Which of the following operator is used to view the map reduce execution plans?

  • DUMP
     

  • DESCRIBE
     

  • STORE
     

  • EXPLAIN

__________ method enables the RecordReader associated with the InputFormat provided by the LoadFunc is passed to the LoadFunc.

  • getNext()
     

  •  relativeToAbsolutePath()
     

  • prepareToRead()
     

  •  all of the mentioned

The loader should use ______ method to communicate the load information to the underlying InputFormat.

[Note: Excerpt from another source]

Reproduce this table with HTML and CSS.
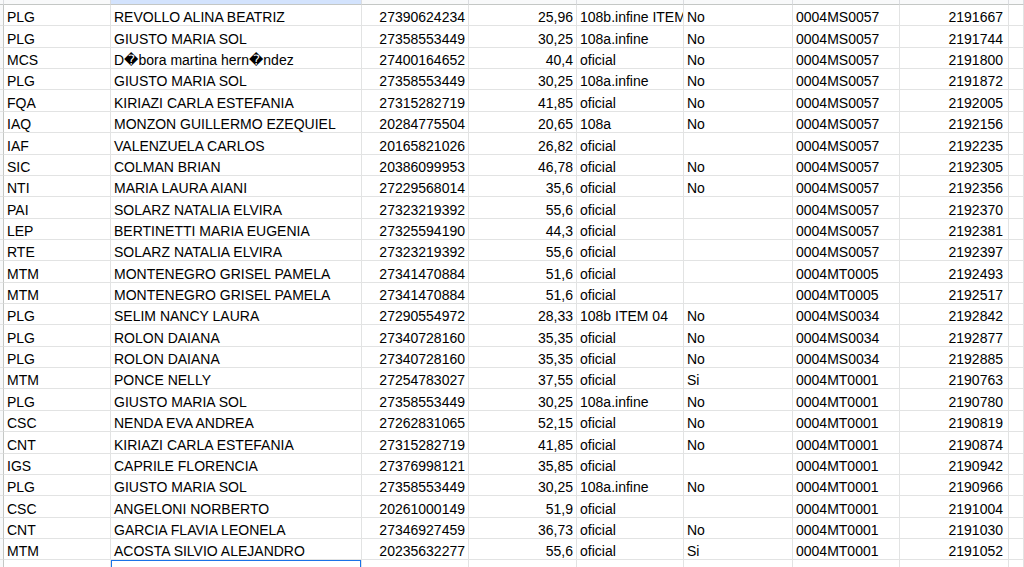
FILE: index.html
```html
<!DOCTYPE html>
<html lang="es">
<head>
<meta charset="utf-8">
<title>Hoja</title>
<link rel="stylesheet" href="styles.css">
</head>
<body>
<div class="sheet">
  <div class="row head">
    <div class="c rh"></div><div class="c"></div><div class="c sel-col"></div><div class="c"></div><div class="c"></div><div class="c"></div><div class="c"></div><div class="c"></div><div class="c"></div><div class="c"></div>
  </div>
  <div class="row"><div class="c rh"></div><div class="c">PLG</div><div class="c">REVOLLO ALINA BEATRIZ</div><div class="c n">27390624234</div><div class="c n">25,96</div><div class="c">108b.infine ITEM 04</div><div class="c">No</div><div class="c">0004MS0057</div><div class="c n h">2191667</div><div class="c"></div></div>
  <div class="row"><div class="c rh"></div><div class="c">PLG</div><div class="c">GIUSTO MARIA SOL</div><div class="c n">27358553449</div><div class="c n">30,25</div><div class="c">108a.infine</div><div class="c">No</div><div class="c">0004MS0057</div><div class="c n h">2191744</div><div class="c"></div></div>
  <div class="row"><div class="c rh"></div><div class="c">MCS</div><div class="c">D�bora martina hern�ndez</div><div class="c n">27400164652</div><div class="c n">40,4</div><div class="c">oficial</div><div class="c">No</div><div class="c">0004MS0057</div><div class="c n h">2191800</div><div class="c"></div></div>
  <div class="row"><div class="c rh"></div><div class="c">PLG</div><div class="c">GIUSTO MARIA SOL</div><div class="c n">27358553449</div><div class="c n">30,25</div><div class="c">108a.infine</div><div class="c">No</div><div class="c">0004MS0057</div><div class="c n h">2191872</div><div class="c"></div></div>
  <div class="row"><div class="c rh"></div><div class="c">FQA</div><div class="c">KIRIAZI CARLA ESTEFANIA</div><div class="c n">27315282719</div><div class="c n">41,85</div><div class="c">oficial</div><div class="c">No</div><div class="c">0004MS0057</div><div class="c n h">2192005</div><div class="c"></div></div>
  <div class="row"><div class="c rh"></div><div class="c">IAQ</div><div class="c">MONZON GUILLERMO EZEQUIEL</div><div class="c n">20284775504</div><div class="c n">20,65</div><div class="c">108a</div><div class="c">No</div><div class="c">0004MS0057</div><div class="c n h">2192156</div><div class="c"></div></div>
  <div class="row"><div class="c rh"></div><div class="c">IAF</div><div class="c">VALENZUELA CARLOS</div><div class="c n">20165821026</div><div class="c n">26,82</div><div class="c">oficial</div><div class="c"></div><div class="c">0004MS0057</div><div class="c n h">2192235</div><div class="c"></div></div>
  <div class="row"><div class="c rh"></div><div class="c">SIC</div><div class="c">COLMAN BRIAN</div><div class="c n">20386099953</div><div class="c n">46,78</div><div class="c">oficial</div><div class="c">No</div><div class="c">0004MS0057</div><div class="c n h">2192305</div><div class="c"></div></div>
  <div class="row"><div class="c rh"></div><div class="c">NTI</div><div class="c">MARIA LAURA AIANI</div><div class="c n">27229568014</div><div class="c n">35,6</div><div class="c">oficial</div><div class="c">No</div><div class="c">0004MS0057</div><div class="c n h">2192356</div><div class="c"></div></div>
  <div class="row"><div class="c rh"></div><div class="c">PAI</div><div class="c">SOLARZ NATALIA ELVIRA</div><div class="c n">27323219392</div><div class="c n">55,6</div><div class="c">oficial</div><div class="c"></div><div class="c">0004MS0057</div><div class="c n h">2192370</div><div class="c"></div></div>
  <div class="row"><div class="c rh"></div><div class="c">LEP</div><div class="c">BERTINETTI MARIA EUGENIA</div><div class="c n">27325594190</div><div class="c n">44,3</div><div class="c">oficial</div><div class="c"></div><div class="c">0004MS0057</div><div class="c n h">2192381</div><div class="c"></div></div>
  <div class="row"><div class="c rh"></div><div class="c">RTE</div><div class="c">SOLARZ NATALIA ELVIRA</div><div class="c n">27323219392</div><div class="c n">55,6</div><div class="c">oficial</div><div class="c"></div><div class="c">0004MS0057</div><div class="c n h">2192397</div><div class="c"></div></div>
  <div class="row"><div class="c rh"></div><div class="c">MTM</div><div class="c">MONTENEGRO GRISEL PAMELA</div><div class="c n">27341470884</div><div class="c n">51,6</div><div class="c">oficial</div><div class="c"></div><div class="c">0004MT0005</div><div class="c n h">2192493</div><div class="c"></div></div>
  <div class="row"><div class="c rh"></div><div class="c">MTM</div><div class="c">MONTENEGRO GRISEL PAMELA</div><div class="c n">27341470884</div><div class="c n">51,6</div><div class="c">oficial</div><div class="c"></div><div class="c">0004MT0005</div><div class="c n h">2192517</div><div class="c"></div></div>
  <div class="row"><div class="c rh"></div><div class="c">PLG</div><div class="c">SELIM NANCY LAURA</div><div class="c n">27290554972</div><div class="c n">28,33</div><div class="c">108b ITEM 04</div><div class="c">No</div><div class="c">0004MS0034</div><div class="c n h">2192842</div><div class="c"></div></div>
  <div class="row"><div class="c rh"></div><div class="c">PLG</div><div class="c">ROLON DAIANA</div><div class="c n">27340728160</div><div class="c n">35,35</div><div class="c">oficial</div><div class="c">No</div><div class="c">0004MS0034</div><div class="c n h">2192877</div><div class="c"></div></div>
  <div class="row"><div class="c rh"></div><div class="c">PLG</div><div class="c">ROLON DAIANA</div><div class="c n">27340728160</div><div class="c n">35,35</div><div class="c">oficial</div><div class="c">No</div><div class="c">0004MS0034</div><div class="c n h">2192885</div><div class="c"></div></div>
  <div class="row"><div class="c rh"></div><div class="c">MTM</div><div class="c">PONCE NELLY</div><div class="c n">27254783027</div><div class="c n">37,55</div><div class="c">oficial</div><div class="c">Si</div><div class="c">0004MT0001</div><div class="c n h">2190763</div><div class="c"></div></div>
  <div class="row"><div class="c rh"></div><div class="c">PLG</div><div class="c">GIUSTO MARIA SOL</div><div class="c n">27358553449</div><div class="c n">30,25</div><div class="c">108a.infine</div><div class="c">No</div><div class="c">0004MT0001</div><div class="c n h">2190780</div><div class="c"></div></div>
  <div class="row"><div class="c rh"></div><div class="c">CSC</div><div class="c">NENDA EVA ANDREA</div><div class="c n">27262831065</div><div class="c n">52,15</div><div class="c">oficial</div><div class="c">No</div><div class="c">0004MT0001</div><div class="c n h">2190819</div><div class="c"></div></div>
  <div class="row"><div class="c rh"></div><div class="c">CNT</div><div class="c">KIRIAZI CARLA ESTEFANIA</div><div class="c n">27315282719</div><div class="c n">41,85</div><div class="c">oficial</div><div class="c">No</div><div class="c">0004MT0001</div><div class="c n h">2190874</div><div class="c"></div></div>
  <div class="row"><div class="c rh"></div><div class="c">IGS</div><div class="c">CAPRILE FLORENCIA</div><div class="c n">27376998121</div><div class="c n">35,85</div><div class="c">oficial</div><div class="c"></div><div class="c">0004MT0001</div><div class="c n h">2190942</div><div class="c"></div></div>
  <div class="row"><div class="c rh"></div><div class="c">PLG</div><div class="c">GIUSTO MARIA SOL</div><div class="c n">27358553449</div><div class="c n">30,25</div><div class="c">108a.infine</div><div class="c">No</div><div class="c">0004MT0001</div><div class="c n h">2190966</div><div class="c"></div></div>
  <div class="row"><div class="c rh"></div><div class="c">CSC</div><div class="c">ANGELONI NORBERTO</div><div class="c n">20261000149</div><div class="c n">51,9</div><div class="c">oficial</div><div class="c"></div><div class="c">0004MT0001</div><div class="c n h">2191004</div><div class="c"></div></div>
  <div class="row"><div class="c rh"></div><div class="c">CNT</div><div class="c">GARCIA FLAVIA LEONELA</div><div class="c n">27346927459</div><div class="c n">36,73</div><div class="c">oficial</div><div class="c">No</div><div class="c">0004MT0001</div><div class="c n h">2191030</div><div class="c"></div></div>
  <div class="row"><div class="c rh"></div><div class="c">MTM</div><div class="c">ACOSTA SILVIO ALEJANDRO</div><div class="c n">20235632277</div><div class="c n">55,6</div><div class="c">oficial</div><div class="c">Si</div><div class="c">0004MT0001</div><div class="c n h">2191052</div><div class="c"></div></div>
  <div class="row"><div class="c rh"></div><div class="c"></div><div class="c selected"></div><div class="c"></div><div class="c"></div><div class="c"></div><div class="c"></div><div class="c"></div><div class="c"></div><div class="c"></div></div>
</div>
</body>
</html>
```
FILE: styles.css
```css
html, body {
  margin: 0;
  padding: 0;
  background: #ffffff;
  overflow: hidden;
}

.sheet {
  display: flex;
  flex-direction: column;
  width: 1024px;
  height: 567px;
  overflow: hidden;
  font-family: "Liberation Sans", Arial, "DejaVu Sans", sans-serif;
  font-size: 14px;
  color: #000000;
}

.row {
  display: grid;
  grid-template-columns: 4px 107px 251px 107px 108px 107px 109px 107px 109px 1fr;
  height: 21.36px;
  flex: none;
}

.c {
  box-sizing: border-box;
  border-right: 1px solid #e2e3e3;
  border-bottom: 1px solid #e2e3e3;
  padding: 0 3px 0 3px;
  line-height: 16px;
  white-space: nowrap;
  overflow: hidden;
  display: flex;
  align-items: flex-end;
  min-width: 0;
  position: relative;
}

.c.n {
  justify-content: flex-end;
  padding-right: 3px;
}

.c.h {
  padding-right: 5px;
}

.rh {
  background: #f8f9fa;
  border-right-color: #c4c7c5;
  padding: 0;
}

.row.head {
  height: 5px;
}

.row.head .c {
  background: #f8f9fa;
  border-bottom-color: #c4c7c5;
  border-right-color: #dadce0;
  padding: 0;
}

.row.head .c.sel-col {
  background: #d3e3fd;
}

.c.selected::after {
  content: "";
  position: absolute;
  left: -1px;
  top: -1px;
  right: -1px;
  bottom: -1px;
  border: 2px solid #1a73e8;
}
```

  •  relativeToAbsolutePath()
     

  •  setUdfContextSignature()
     

  •  getCacheFiles()
     

  • setLocation()

A loader implementation should implement __________ if casts (implicit or explicit) from DataByteArray fields to other types need to be supported.

  • LoadPushDown
     

  •  LoadMetadata
     

  •  LoadCaster
     

  • All of the mentioned

 $ pig -x tez_local … will enable ________ mode in Pig.

  • Mapreduce
     

  •  Tez
     

  • Local
     

  •  None of the mentioned

Which of the following file contains user defined functions (UDFs)?

  • script2-local.pig
     

  • pig.jar
     

  •  tutorial.jar
     

  • excite.log.bz2

___________ method will be called by Pig both in the front end and back end to pass a unique signature to the Loader.

  •  relativeToAbsolutePath()
     

  •  setUdfContextSignature()
     

  • getCacheFiles()
     

  •  getShipFiles()

Which of the following command can be used for debugging?

  • exec
     

  • execute
     

  • error
     

  • throw